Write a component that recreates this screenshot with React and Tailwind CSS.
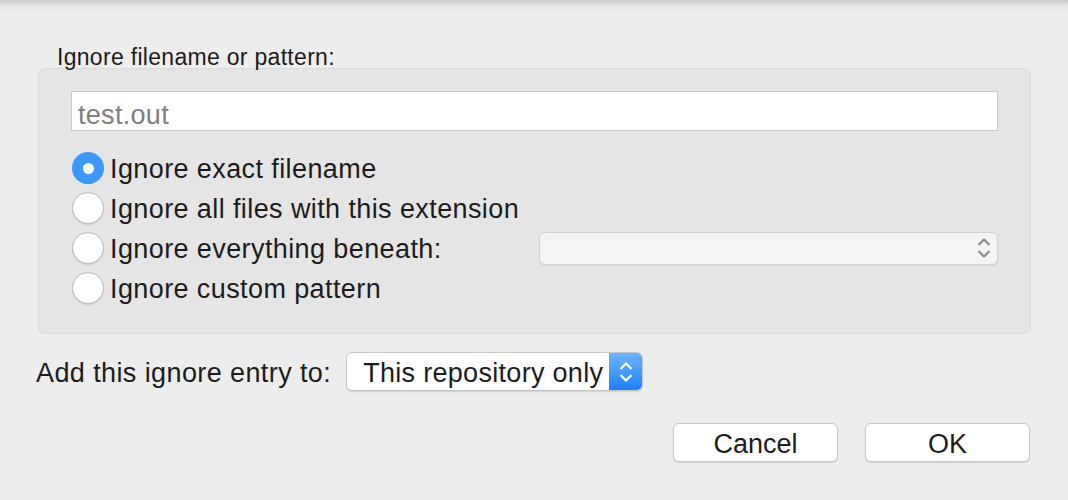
import React, { useState } from 'react';

const Chevrons = ({ color, className }) => (
  <svg width="16" height="24" viewBox="0 0 16 24" className={className}>
    <path d="M2.5 9 L8 3.5 L13.5 9" fill="none" stroke={color} strokeWidth="2.2" />
    <path d="M2.5 15 L8 20.5 L13.5 15" fill="none" stroke={color} strokeWidth="2.2" />
  </svg>
);

const Radio = ({ checked, onClick, label }) => (
  <div className="flex items-center h-[40px] cursor-default" onClick={onClick}>
    {checked ? (
      <div className="ml-px w-[32px] h-[32px] rounded-full bg-[#3d98fb] flex items-center justify-center shadow-[inset_0_-1px_1px_rgba(0,0,0,0.08)]">
        <div className="w-[11px] h-[11px] rounded-full bg-white" />
      </div>
    ) : (
      <div className="ml-px w-[32px] h-[32px] rounded-full bg-white border border-[#b9b9b9] shadow-[0_1px_1px_rgba(0,0,0,0.12)]" />
    )}
    <span className="ml-[6px] pt-[3px] text-[27px] tracking-[0.4px] leading-none text-[#1c1c1c]">{label}</span>
  </div>
);

export default function App() {
  const [mode, setMode] = useState(0);

  const options = [
    'Ignore exact filename',
    'Ignore all files with this extension',
    'Ignore everything beneath:',
    'Ignore custom pattern',
  ];

  return (
    <div
      className="w-[1068px] h-[500px] overflow-hidden bg-[linear-gradient(to_bottom,#c9c9c9,#e6e6e6_6px,#ededed_12px)] pl-[36px] pr-[37px] pt-[44px]"
      style={{ fontFamily: '"Liberation Sans", Arial, sans-serif' }}
    >
      <div className="ml-[21px] h-[24px] leading-[24px] pt-[1px] text-[23px] tracking-[0.3px] text-[#1c1c1c]">
        Ignore filename or pattern:
      </div>

      {/* group box */}
      <div className="ml-[2px] h-[266px] rounded-[7px] border border-[#dadada] bg-[#e5e5e5] pt-[22px] pl-[32px] pr-[32px]">
        <div className="h-[40px] bg-white border border-[#c8c8c8] flex items-center pl-[6px] pt-[8px]">
          <input
            placeholder="test.out"
            className="w-full outline-none bg-transparent text-[27px] tracking-[0.3px] leading-none text-[#1c1c1c] placeholder:text-[#808080]"
          />
        </div>

        <div className="mt-[17px]">
          <Radio checked={mode === 0} onClick={() => setMode(0)} label={options[0]} />
          <Radio checked={mode === 1} onClick={() => setMode(1)} label={options[1]} />
          <div className="flex items-center justify-between">
            <Radio checked={mode === 2} onClick={() => setMode(2)} label={options[2]} />
            <div className="w-[459px] h-[33px] rounded-[6px] bg-[#f4f4f4] border border-[#d0d0d0] shadow-[0_1px_1px_rgba(0,0,0,0.06)] flex items-center justify-end pr-[5px]">
              <Chevrons color="#8c8c8c" />
            </div>
          </div>
          <Radio checked={mode === 3} onClick={() => setMode(3)} label={options[3]} />
        </div>
      </div>

      {/* destination */}
      <div className="mt-[18px] flex items-center">
        <span className="pt-[3px] text-[27px] tracking-[0.4px] leading-none text-[#1c1c1c]">Add this ignore entry to:</span>
        <div className="ml-[15px] w-[297px] h-[39px] rounded-[6px] bg-white border border-[#c6c6c6] shadow-[0_1px_1px_rgba(0,0,0,0.12)] flex items-center overflow-hidden">
          <span className="flex-1 pl-[16px] pt-[3px] text-[27px] tracking-[0.3px] leading-none text-[#1c1c1c]">This repository only</span>
          <div className="w-[33px] h-full bg-[linear-gradient(to_bottom,#6db4fb,#1c82fb)] flex items-center justify-center">
            <Chevrons color="#ffffff" />
          </div>
        </div>
      </div>

      {/* buttons */}
      <div className="mt-[32px] flex justify-end gap-[27px] pr-px">
        <button className="w-[165px] h-[39px] rounded-[6px] bg-white border border-[#c6c6c6] shadow-[0_1px_1px_rgba(0,0,0,0.12)] pt-[3px] text-[27px] leading-none text-[#1c1c1c]">
          Cancel
        </button>
        <button className="w-[165px] h-[39px] rounded-[6px] bg-white border border-[#c6c6c6] shadow-[0_1px_1px_rgba(0,0,0,0.12)] pt-[3px] text-[27px] leading-none text-[#1c1c1c]">
          OK
        </button>
      </div>
    </div>
  );
}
___
■ DIRECTIONS
Reproduce all of the material above word for word. Omit the pictures.

■ FINAL RESULT
Write a component that recreates this screenshot with React and Tailwind CSS.
import React, { useState } from 'react';

const Chevrons = ({ color, className }) => (
  <svg width="16" height="24" viewBox="0 0 16 24" className={className}>
    <path d="M2.5 9 L8 3.5 L13.5 9" fill="none" stroke={color} strokeWidth="2.2" />
    <path d="M2.5 15 L8 20.5 L13.5 15" fill="none" stroke={color} strokeWidth="2.2" />
  </svg>
);

const Radio = ({ checked, onClick, label }) => (
  <div className="flex items-center h-[40px] cursor-default" onClick={onClick}>
    {checked ? (
      <div className="ml-px w-[32px] h-[32px] rounded-full bg-[#3d98fb] flex items-center justify-center shadow-[inset_0_-1px_1px_rgba(0,0,0,0.08)]">
        <div className="w-[11px] h-[11px] rounded-full bg-white" />
      </div>
    ) : (
      <div className="ml-px w-[32px] h-[32px] rounded-full bg-white border border-[#b9b9b9] shadow-[0_1px_1px_rgba(0,0,0,0.12)]" />
    )}
    <span className="ml-[6px] pt-[3px] text-[27px] tracking-[0.4px] leading-none text-[#1c1c1c]">{label}</span>
  </div>
);

export default function App() {
  const [mode, setMode] = useState(0);

  const options = [
    'Ignore exact filename',
    'Ignore all files with this extension',
    'Ignore everything beneath:',
    'Ignore custom pattern',
  ];

  return (
    <div
      className="w-[1068px] h-[500px] overflow-hidden bg-[linear-gradient(to_bottom,#c9c9c9,#e6e6e6_6px,#ededed_12px)] pl-[36px] pr-[37px] pt-[44px]"
      style={{ fontFamily: '"Liberation Sans", Arial, sans-serif' }}
    >
      <div className="ml-[21px] h-[24px] leading-[24px] pt-[1px] text-[23px] tracking-[0.3px] text-[#1c1c1c]">
        Ignore filename or pattern:
      </div>

      {/* group box */}
      <div className="ml-[2px] h-[266px] rounded-[7px] border border-[#dadada] bg-[#e5e5e5] pt-[22px] pl-[32px] pr-[32px]">
        <div className="h-[40px] bg-white border border-[#c8c8c8] flex items-center pl-[6px] pt-[8px]">
          <input
            placeholder="test.out"
            className="w-full outline-none bg-transparent text-[27px] tracking-[0.3px] leading-none text-[#1c1c1c] placeholder:text-[#808080]"
          />
        </div>

        <div className="mt-[17px]">
          <Radio checked={mode === 0} onClick={() => setMode(0)} label={options[0]} />
          <Radio checked={mode === 1} onClick={() => setMode(1)} label={options[1]} />
          <div className="flex items-center justify-between">
            <Radio checked={mode === 2} onClick={() => setMode(2)} label={options[2]} />
            <div className="w-[459px] h-[33px] rounded-[6px] bg-[#f4f4f4] border border-[#d0d0d0] shadow-[0_1px_1px_rgba(0,0,0,0.06)] flex items-center justify-end pr-[5px]">
              <Chevrons color="#8c8c8c" />
            </div>
          </div>
          <Radio checked={mode === 3} onClick={() => setMode(3)} label={options[3]} />
        </div>
      </div>

      {/* destination */}
      <div className="mt-[18px] flex items-center">
        <span className="pt-[3px] text-[27px] tracking-[0.4px] leading-none text-[#1c1c1c]">Add this ignore entry to:</span>
        <div className="ml-[15px] w-[297px] h-[39px] rounded-[6px] bg-white border border-[#c6c6c6] shadow-[0_1px_1px_rgba(0,0,0,0.12)] flex items-center overflow-hidden">
          <span className="flex-1 pl-[16px] pt-[3px] text-[27px] tracking-[0.3px] leading-none text-[#1c1c1c]">This repository only</span>
          <div className="w-[33px] h-full bg-[linear-gradient(to_bottom,#6db4fb,#1c82fb)] flex items-center justify-center">
            <Chevrons color="#ffffff" />
          </div>
        </div>
      </div>

      {/* buttons */}
      <div className="mt-[32px] flex justify-end gap-[27px] pr-px">
        <button className="w-[165px] h-[39px] rounded-[6px] bg-white border border-[#c6c6c6] shadow-[0_1px_1px_rgba(0,0,0,0.12)] pt-[3px] text-[27px] leading-none text-[#1c1c1c]">
          Cancel
        </button>
        <button className="w-[165px] h-[39px] rounded-[6px] bg-white border border-[#c6c6c6] shadow-[0_1px_1px_rgba(0,0,0,0.12)] pt-[3px] text-[27px] leading-none text-[#1c1c1c]">
          OK
        </button>
      </div>
    </div>
  );
}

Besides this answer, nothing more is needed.